10) "Cash In My Heart": I wrote this song on September 12, 2012. I wanted to be close to John that day. It describes him the way I see him. You may agree or disagree. It's my song. My tribute. "He conquered my heart to never leave again". "The best kind of music I ever could find". "To not notice him, well, you'd have had to be blind". "When the world wrote him off, new success would unwind". All true. Just like "He outsold The Beatles, he outlived the king". True, in 1969. And the last truth in this song: "I still spend my money on the records he made, and of the times that I met him, there's none I would trade". No, not at all!

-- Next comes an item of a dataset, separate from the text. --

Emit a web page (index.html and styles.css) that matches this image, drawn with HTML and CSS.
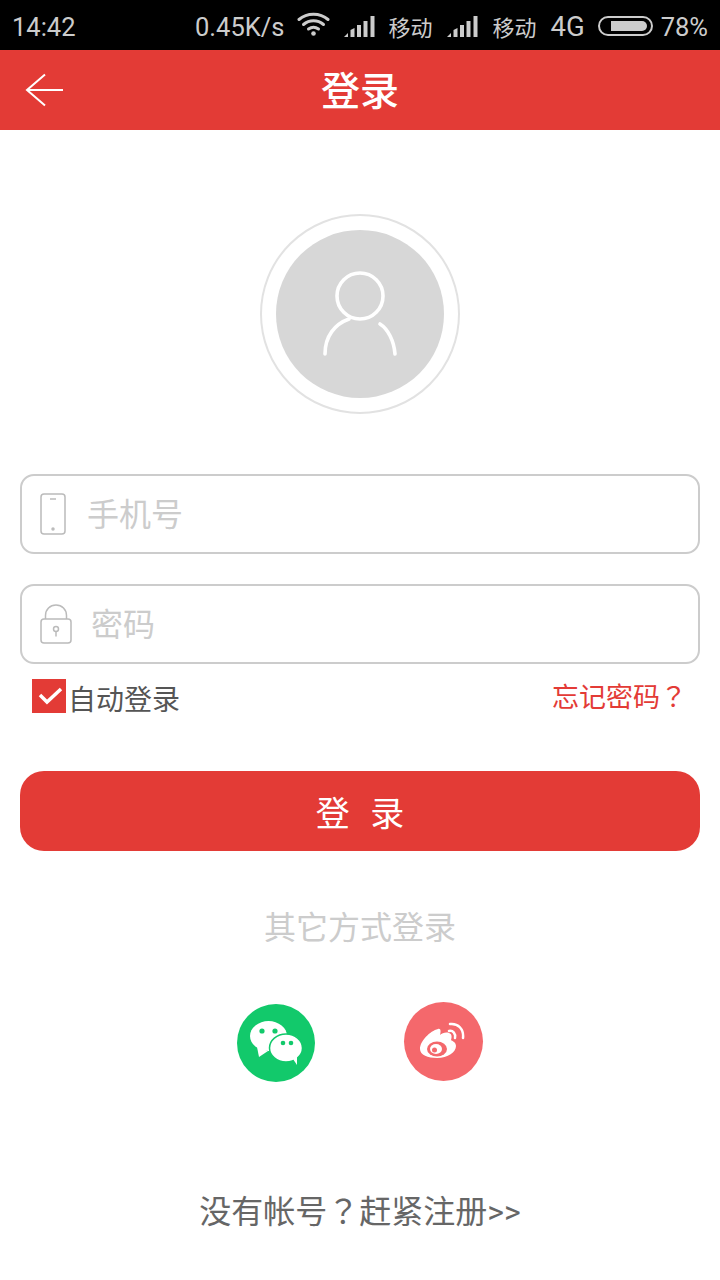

11) "Heart On The Highway": I wrote this in early 2014. No, it's not about Johnny Cash or anybody around him. This one's about my love for Elli. It's a tribute to the love we have, a story about those 15 months I drove back and forth between my old home and my new one. I had to steal that one expression from Kris Kristofferson. It has fascinated and moved me for decades. In some of his songs, he uses the adjective "holy" to describe love and other gifts from God. "Burning love, so true and holy". There's nothing dirty about the love Elli and I have for each other. Nothing. "Holy" is more than fitting, in my eyes. I love her with all my heart. Without her, there wouldn't be this new Texas Heat line-up, or this record. And I take the sound I learned from all these Johnny Cash records, shows, videos, DVDs and use it on songs I have written or will write. Not all, but there'll always be some. The end of this record is the re-ignition of everything Texas Heat has stood for over the years and will stand for in the future.